Moreover, this spectrum is not just limited to visible light; it also extends beyond into infrared and ultraviolet ranges, which are not visible to the human eye. The main characteristic of the continuous spectrum is the absence of gaps or lines, which indicates that the light source is emitting at all possible wavelengths within the observed range. Such a spectrum is typical of incandescent solids, liquids, and densely packed gases, which have atoms or molecules with such close interactions that the energy levels effectively become smeared out, allowing continuous transitions and thus emissions across a broad range of energies.

Electromagnetic radiation is a form of energy that is present all around us and takes the form of waves. It is characterized by its wavelength, frequency, and energy, with longer wavelengths correlating to lower frequency and energy, and shorter wavelengths corresponding to higher frequency and energy.

Examples of electromagnetic radiation include radio waves, microwaves, infrared radiation, visible light, ultraviolet light, X-rays, and gamma rays; each with increasing frequency and energy as you go along the spectrum. The spectrum of electromagnetic radiation is continuous, but when emitted or absorbed by atoms, specific wavelengths can be detected, giving rise to the atomic spectrum. Sunlight is an example of a source of a broad range of electromagnetic radiation that, when not absorbed or emitted by other matter, would appear as a continuous spectrum.
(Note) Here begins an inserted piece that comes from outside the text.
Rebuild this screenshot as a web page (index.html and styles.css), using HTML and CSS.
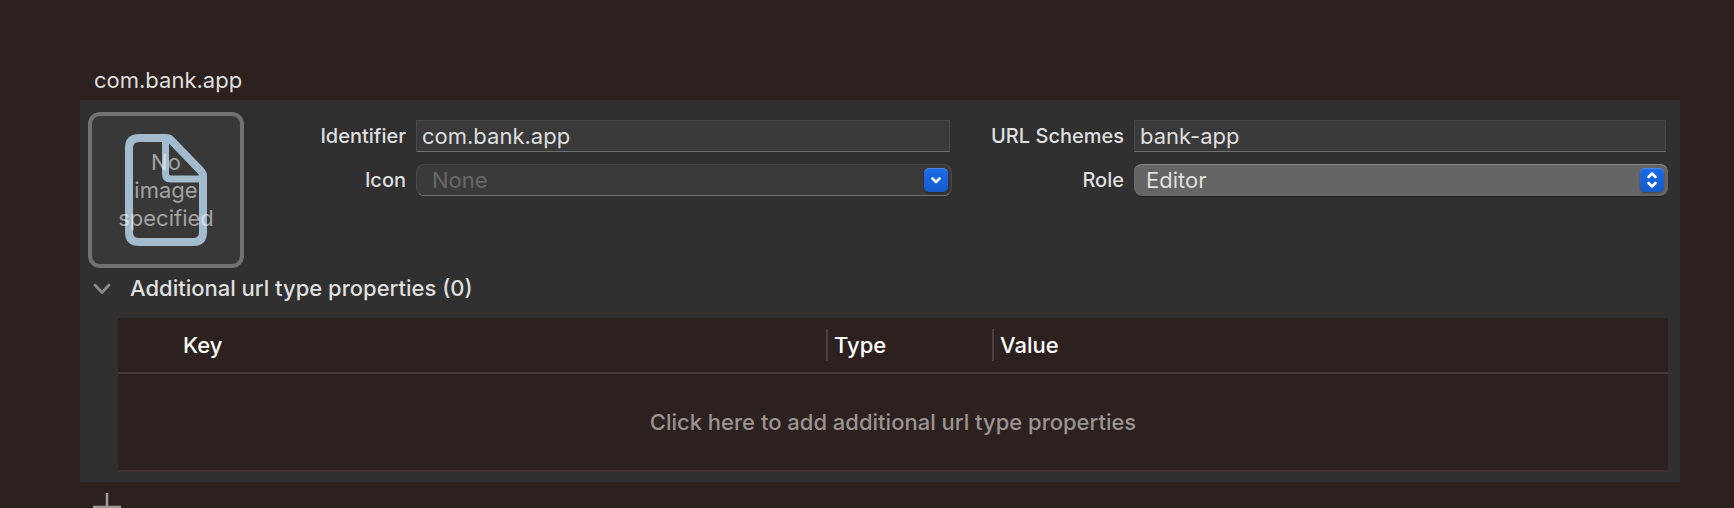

Quantized energy levels are a fundamental concept in quantum mechanics and refer to the discrete nature of energy levels within an atom or molecule. Electrons orbit the nucleus in specific regions called orbitals, and they can only exist in these fixed, quantized energy states. Unlike a continuous range where any value is possible, quantized energy levels are like steps on a ladder; an electron must move from one step to another without standing between the steps.

When an electron transitions between these energy levels, it must absorb or emit energy exactly equal to the difference between these levels. This energy is often released in the form of electromagnetic radiation, leading to the emission of photons at certain wavelengths. The atom's unique set of energy levels leads to a unique set of possible transitions, which in turn produce the lines observed in its atomic spectrum. While the continuous spectrum shows all possible colors, the atomic spectrum will only show those specific to the atom's energy level transitions, thus presenting as a series of discrete lines, often seen as a line spectrum.